| EXERCISE DESCRIPTION |
Within the records below, find each line that holds the string "components", then copy it.

| RECORDS FOR THE TASK |
———

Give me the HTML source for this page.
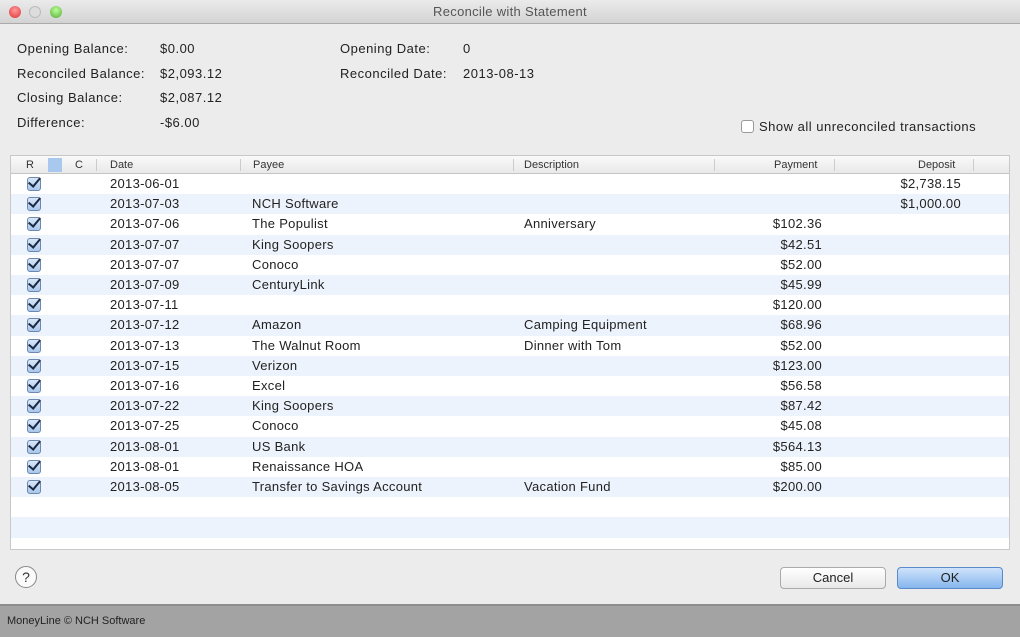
<!DOCTYPE html>
<html><head><style>
*{margin:0;padding:0;box-sizing:border-box}
body{width:1020px;height:637px;overflow:hidden;background:#ececec;font-family:"Liberation Sans",sans-serif;color:#222;position:relative}
.title{position:absolute;left:0;top:0;width:1020px;height:24px;background:linear-gradient(#ebebeb,#d3d3d3);border-bottom:1px solid #aaa;text-align:center;font-size:13px;line-height:24px;color:#555;letter-spacing:0.3px}
.dot{position:absolute;top:6px;width:12px;height:12px;border-radius:50%}
.lbl{position:absolute;font-size:13px;color:#222;letter-spacing:0.5px}
.tbl{position:absolute;left:10px;top:155px;width:1000px;height:395px;background:#fff;border:1px solid #c8c8c8;overflow:hidden}
.hdr{position:absolute;left:0;top:0;width:1000px;height:18px;background:linear-gradient(#fafafa,#e9e9e9);border-bottom:1px solid #c5c5c5;font-size:11px;line-height:18px;color:#333}
.hdr span{position:absolute;top:0}
.sep{position:absolute;top:3px;width:1px;height:12px;background:#ccc}
.row{position:absolute;left:0;width:1000px;height:20.2px;font-size:13px;line-height:20px;letter-spacing:0.3px}
.row span{position:absolute;top:0;white-space:nowrap}
.r{text-align:right}
.cb{position:absolute;left:16px;top:3px;width:14px;height:14px;border:1px solid #6a88b0;border-radius:3px;background:linear-gradient(#d9e7f8,#a9c6ea)}
.cb::after{content:"";position:absolute;left:3px;top:-3px;width:5px;height:10px;border-right:2.5px solid #1b2a44;border-bottom:2.5px solid #1b2a44;transform:rotate(40deg)}
.btn{position:absolute;top:567px;height:22px;border-radius:4px;font-size:13px;text-align:center;line-height:20px}
.foot{position:absolute;left:0;top:604px;width:1020px;height:33px;background:#a3a3a3;border-top:2px solid #8e8e8e;font-size:11px;line-height:31px;padding-left:7px;color:#222}
</style></head><body>
<div class="title">Reconcile with Statement
<div class="dot" style="left:9px;background:radial-gradient(circle at 50% 35%,#f99,#d33)"></div>
<div class="dot" style="left:29px;background:#ddd;border:1px solid #bbb"></div>
<div class="dot" style="left:50px;background:radial-gradient(circle at 50% 35%,#bf9,#5a3)"></div>
</div>
<div class="lbl" style="left:17px;top:41px">Opening Balance:</div><div class="lbl" style="left:160px;top:41px">$0.00</div>
<div class="lbl" style="left:17px;top:66px">Reconciled Balance:</div><div class="lbl" style="left:160px;top:66px">$2,093.12</div>
<div class="lbl" style="left:17px;top:90px">Closing Balance:</div><div class="lbl" style="left:160px;top:90px">$2,087.12</div>
<div class="lbl" style="left:17px;top:115px">Difference:</div><div class="lbl" style="left:160px;top:115px">-$6.00</div>
<div class="lbl" style="left:340px;top:41px">Opening Date:</div><div class="lbl" style="left:463px;top:41px">0</div>
<div class="lbl" style="left:340px;top:66px">Reconciled Date:</div><div class="lbl" style="left:463px;top:66px">2013-08-13</div>
<div style="position:absolute;left:741px;top:120px;width:13px;height:13px;border:1px solid #999;border-radius:3px;background:#fff"></div>
<div class="lbl" style="left:759px;top:119px">Show all unreconciled transactions</div>
<div class="tbl">
<div class="hdr">
<span style="left:15px">R</span><span style="left:37px;top:2px;width:14px;height:14px;background:#a9c8ee"></span><span style="left:64px">C</span><div class="sep" style="left:85px"></div>
<span style="left:99px">Date</span><div class="sep" style="left:229px"></div>
<span style="left:242px">Payee</span><div class="sep" style="left:502px"></div>
<span style="left:513px">Description</span><div class="sep" style="left:703px"></div>
<span style="left:763px">Payment</span><div class="sep" style="left:823px"></div>
<span style="left:907px">Deposit</span><div class="sep" style="left:962px"></div>
</div>
<div id="rows"></div>
</div>
<div style="position:absolute;left:15px;top:566px;width:22px;height:22px;border:1px solid #888;border-radius:50%;background:#fafafa;text-align:center;font-size:14px;line-height:20px;color:#333">?</div>
<div class="btn" style="left:780px;width:106px;border:1px solid #aaa;background:linear-gradient(#fff,#e8e8e8)">Cancel</div>
<div class="btn" style="left:897px;width:106px;border:1px solid #5a8acb;background:linear-gradient(#cfe3fb,#86b6ee)">OK</div>
<div class="foot">MoneyLine © NCH Software</div>
<script>
var d=[["2013-06-01","","","","$2,738.15"],["2013-07-03","NCH Software","","","$1,000.00"],["2013-07-06","The Populist","Anniversary","$102.36",""],["2013-07-07","King Soopers","","$42.51",""],["2013-07-07","Conoco","","$52.00",""],["2013-07-09","CenturyLink","","$45.99",""],["2013-07-11","","","$120.00",""],["2013-07-12","Amazon","Camping Equipment","$68.96",""],["2013-07-13","The Walnut Room","Dinner with Tom","$52.00",""],["2013-07-15","Verizon","","$123.00",""],["2013-07-16","Excel","","$56.58",""],["2013-07-22","King Soopers","","$87.42",""],["2013-07-25","Conoco","","$45.08",""],["2013-08-01","US Bank","","$564.13",""],["2013-08-01","Renaissance HOA","","$85.00",""],["2013-08-05","Transfer to Savings Account","Vacation Fund","$200.00",""]];
var h="";
for(var i=0;i<19;i++){var t=18+i*20.2;var bg=i%2?"#edf3fc":"#fff";h+='<div class="row" style="top:'+t+'px;background:'+bg+'">';
if(i<d.length){var r=d[i];h+='<div class="cb"></div><span style="left:99px">'+r[0]+'</span><span style="left:241px">'+r[1]+'</span><span style="left:513px">'+r[2]+'</span><span class="r" style="right:189px">'+r[3]+'</span><span class="r" style="right:50px">'+r[4]+'</span>';}
h+='</div>';}
document.getElementById("rows").innerHTML=h;
</script>
</body></html>
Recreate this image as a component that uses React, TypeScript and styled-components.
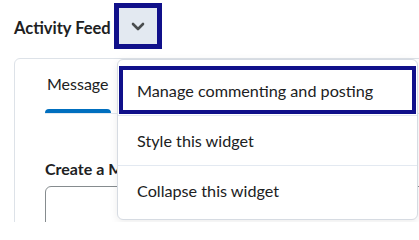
import React from "react";
import styled, { createGlobalStyle } from "styled-components";

const Global = createGlobalStyle`
  html, body { margin: 0; padding: 0; background: #ffffff; overflow: hidden; }
  body { font-family: Lato, "Noto Sans", sans-serif; color: #202122; }
`;

const Page = styled.div`
  position: relative;
  width: 419px;
  height: 222px;
  padding-left: 14px;
  box-sizing: border-box;
  overflow: hidden;
`;

const Header = styled.div`
  display: flex;
  align-items: center;
  height: 46px;
  padding-top: 3px;
`;

const Title = styled.h2`
  margin: 0;
  font-size: 16.5px;
  font-weight: 700;
  color: #202122;
  padding-top: 3px;
`;

const MenuButton = styled.button`
  display: flex;
  align-items: center;
  justify-content: center;
  width: 48px;
  height: 46px;
  margin-left: 3px;
  padding: 0;
  box-sizing: border-box;
  background: #e3e9f1;
  border: 5px solid #10108a;
  cursor: pointer;
`;

const Card = styled.div`
  margin-top: 9px;
  width: 460px;
  height: 200px;
  border: 1px solid #dde2e8;
  border-radius: 6px;
  box-sizing: border-box;
  padding-left: 30px;
`;

const TabBar = styled.div`
  display: flex;
  height: 54px;
  border-bottom: 1px solid #e3e9f1;
`;

const Tab = styled.div<{ $active?: boolean }>`
  position: relative;
  display: flex;
  align-items: center;
  padding: 0 2px 6px;
  font-size: 16px;
  color: #202122;
  &::after {
    content: "";
    display: ${(p) => (p.$active ? "block" : "none")};
    position: absolute;
    left: 0;
    right: 0;
    bottom: 0;
    height: 4px;
    border-radius: 4px 4px 0 0;
    background: #006fbf;
  }
`;

const Label = styled.div`
  margin-top: 45px;
  font-size: 16px;
  font-weight: 700;
  color: #202122;
  line-height: 20px;
`;

const TextArea = styled.div`
  margin-top: 7px;
  width: 380px;
  height: 80px;
  border: 1px solid #868c8f;
  border-radius: 6px;
`;

const Menu = styled.ul`
  position: absolute;
  left: 117px;
  top: 59px;
  width: 301px;
  margin: 0;
  padding: 5px 0 4px;
  list-style: none;
  box-sizing: border-box;
  background: #ffffff;
  border: 1px solid #d6dbe2;
  border-radius: 6px;
  box-shadow: 0 2px 8px rgba(0, 0, 0, 0.08);
`;

const MenuItem = styled.li<{ $focused?: boolean; $divider?: boolean }>`
  display: flex;
  align-items: center;
  height: 50px;
  padding: 0 19px;
  box-sizing: border-box;
  font-size: 16.2px;
  color: #202122;
  border-top: ${(p) => (p.$divider ? "1px solid #e3e9f1" : "none")};
  box-shadow: ${(p) =>
    p.$focused ? "inset 0 0 0 1px #ffffff, inset 0 0 0 5px #10108a" : "none"};
`;

const Chevron = () => (
  <svg width="14" height="9" viewBox="0 0 14 9" fill="none">
    <path
      d="M2 2L7 7L12 2"
      stroke="#494c4e"
      strokeWidth="2.6"
      strokeLinecap="round"
      strokeLinejoin="round"
    />
  </svg>
);

export default function App() {
  return (
    <Page>
      <Global />
      <Header>
        <Title>Activity Feed</Title>
        <MenuButton aria-label="Actions">
          <Chevron />
        </MenuButton>
      </Header>
      <Card>
        <TabBar>
          <Tab $active>Message</Tab>
        </TabBar>
        <Label>Create a Message</Label>
        <TextArea />
      </Card>
      <Menu>
        <MenuItem $focused>Manage commenting and posting</MenuItem>
        <MenuItem $divider>Style this widget</MenuItem>
        <MenuItem $divider>Collapse this widget</MenuItem>
      </Menu>
    </Page>
  );
}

———

| OUTPUT FOR THIS EXERCISE |
Recreate this image as a component that uses React, TypeScript and styled-components.
import styled, { createGlobalStyle } from "styled-components";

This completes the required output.